Electronic, Optical, and Elastic Properties of CaFI Monolayer and Acoustic Phonon Dispersion at Hypersonic Frequencies Using Density Functional Theory and beyond with Random Phase Approximation and Bethe–Salpeter Equation

The extraordinary properties of graphene have motivated us to investigate a novel 2D compound. In this framework, we study the structural, vibrational, electronic, optical, and elastic properties of a new two-dimensional CaFI monolayer, using DFT, GW, RPA, and BSE methodologies. The phonon dispersion curve of the CaFI monolayer exhibited no unstable phonon modes, confirming that this 2D sheet is dynamically stable. Our GW calculations show that the indirect bandgap energy value of CaFI is 6.52 eV. Interestingly, the bandgap rapidly decreased by improving the electric field value. Our BSE computations indicate that this monolayer becomes translucent when the incident light frequency exceeds the plasma frequency (6.50 eV).

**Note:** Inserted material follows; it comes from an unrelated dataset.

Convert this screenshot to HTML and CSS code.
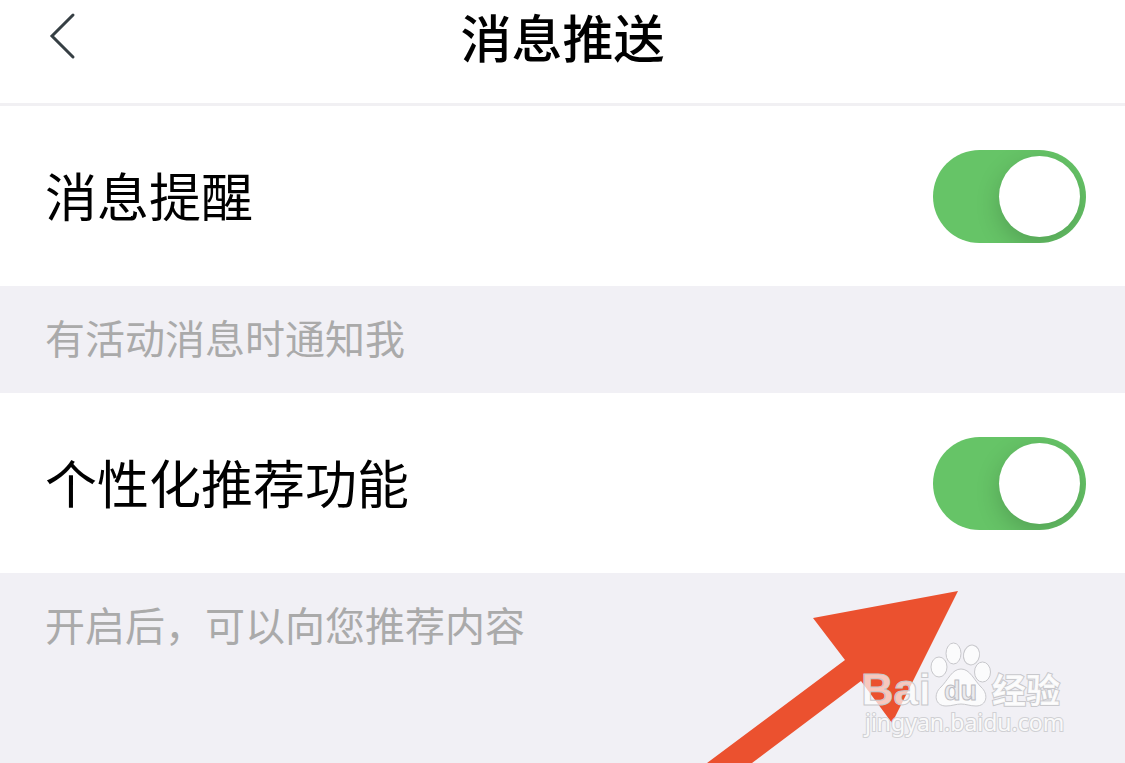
FILE: index.html
```html
<!DOCTYPE html>
<html lang="zh-CN">
<head>
<meta charset="utf-8">
<meta name="viewport" content="width=device-width, initial-scale=1">
<title>消息推送</title>
<link rel="stylesheet" href="styles.css">
</head>
<body>
<div class="page">
  <header class="header">
    <button class="back" type="button" aria-label="返回">
      <svg width="28" height="48" viewBox="0 0 28 48" fill="none" stroke="#363f44" stroke-width="3" stroke-linecap="round" stroke-linejoin="miter"><path d="M25 3 4 24 25 45"/></svg>
    </button>
    <h1 class="title">消息推送</h1>
  </header>
  <main>
    <div class="row">
      <label class="label" for="notify">消息提醒</label>
      <input class="switch" id="notify" type="checkbox" role="switch" checked>
    </div>
    <p class="hint">有活动消息时通知我</p>
    <div class="row">
      <label class="label" for="personal">个性化推荐功能</label>
      <input class="switch" id="personal" type="checkbox" role="switch" checked>
    </div>
    <p class="hint">开启后，可以向您推荐内容</p>
  </main>
  <svg class="overlay" width="360" height="180" viewBox="706 583 360 180">
    <path fill="#eb512f" d="M958 591 813 618 845 660 707 763H752L861 681 892 723Z"/>
    <g class="mark">
      <text class="mark-latin" x="861" y="705">Bai</text>
      <ellipse cx="939" cy="667" rx="8" ry="10"/>
      <ellipse cx="953.500" cy="653.500" rx="7.500" ry="10.500"/>
      <ellipse cx="971.500" cy="655" rx="8" ry="10" transform="rotate(10 971.500 655)"/>
      <ellipse cx="982.500" cy="672" rx="8" ry="10"/>
      <path d="M961 669C952 669 948 680 941 687C933 694 935 706 946 706C952 706 956 704 961 704C966 704 970 706 976 706C987 706 989 694 981 687C974 680 970 669 961 669Z"/>
      <text class="mark-du" x="944" y="700">du</text>
      <text class="mark-han" x="992" y="703">经验</text>
      <text class="mark-url" x="865" y="731">jingyan.baidu.com</text>
    </g>
  </svg>
</div>
</body>
</html>
```
FILE: styles.css
```css
* {
  box-sizing: border-box;
}

body {
  margin: 0;
  background: #f1f0f5;
  color: #000;
  font-family: "Noto Sans CJK SC", sans-serif;
}

.page {
  position: relative;
  min-height: 100vh;
  overflow: hidden;
}

.header {
  display: grid;
  grid-template-columns: 1fr auto 1fr;
  align-items: center;
  padding: 0 48px 31px;
  border-bottom: 3px solid #f1f0f3;
  background: #fff;
}

.back {
  display: flex;
  justify-self: start;
  padding: 0;
  border: 0;
  background: none;
}

.title {
  margin: 0;
  font-size: 51px;
  font-weight: 500;
  line-height: 72px;
}

.row {
  display: flex;
  align-items: center;
  justify-content: space-between;
  min-height: 180px;
  padding: 0 39px 0 45px;
  background: #fff;
}

.label {
  padding-bottom: 2px;
  font-size: 52px;
  font-weight: 400;
  line-height: 76px;
}

.switch {
  flex: none;
  width: 153px;
  height: 93px;
  margin: 0;
  padding: 6px;
  border-radius: 47px;
  appearance: none;
  background: #66c467;
  overflow: hidden;
}

.switch::before {
  content: "";
  display: block;
  width: 81px;
  height: 81px;
  border-radius: 50%;
  background: #fff;
  box-shadow: 0 8px 24px rgba(0, 0, 0, 0.18);
}

.switch:checked::before {
  margin-left: auto;
}

.hint {
  margin: 0;
  padding: 22px 45px 27px;
  color: #aaa;
  font-size: 40px;
  line-height: 58px;
}

.overlay {
  position: absolute;
  right: 59px;
  bottom: 0;
  pointer-events: none;
}

.mark {
  fill: #fff;
  fill-opacity: 0.7;
  stroke: #c8c8cc;
  stroke-width: 1px;
}

.mark-latin {
  font: bold 45px "Liberation Sans", sans-serif;
}

.mark-du {
  fill: #e4e4e8;
  stroke: #bcbcc2;
  font: bold 27px "Liberation Sans", sans-serif;
}

.mark-han {
  fill-opacity: 0.9;
  stroke-width: 2px;
  font: bold 34px "Noto Sans CJK SC", sans-serif;
  paint-order: stroke;
}

.mark-url {
  fill-opacity: 0.9;
  stroke: #d0d0d4;
  stroke-width: 2px;
  font: 23px "Noto Sans", sans-serif;
  paint-order: stroke;
}
```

Also, we have computed the second and third elastic constants of CaFI by combining the DFT and RPA approaches with the homogeneous deformation method. Additionally, the longitudinal acoustic phonon dispersion of CaFI was studied. We have determined that the longitudinal acoustic wave velocity in our sheet is higher than the LA wave velocity of germanium measured using Brillouin or ultrasonic techniques.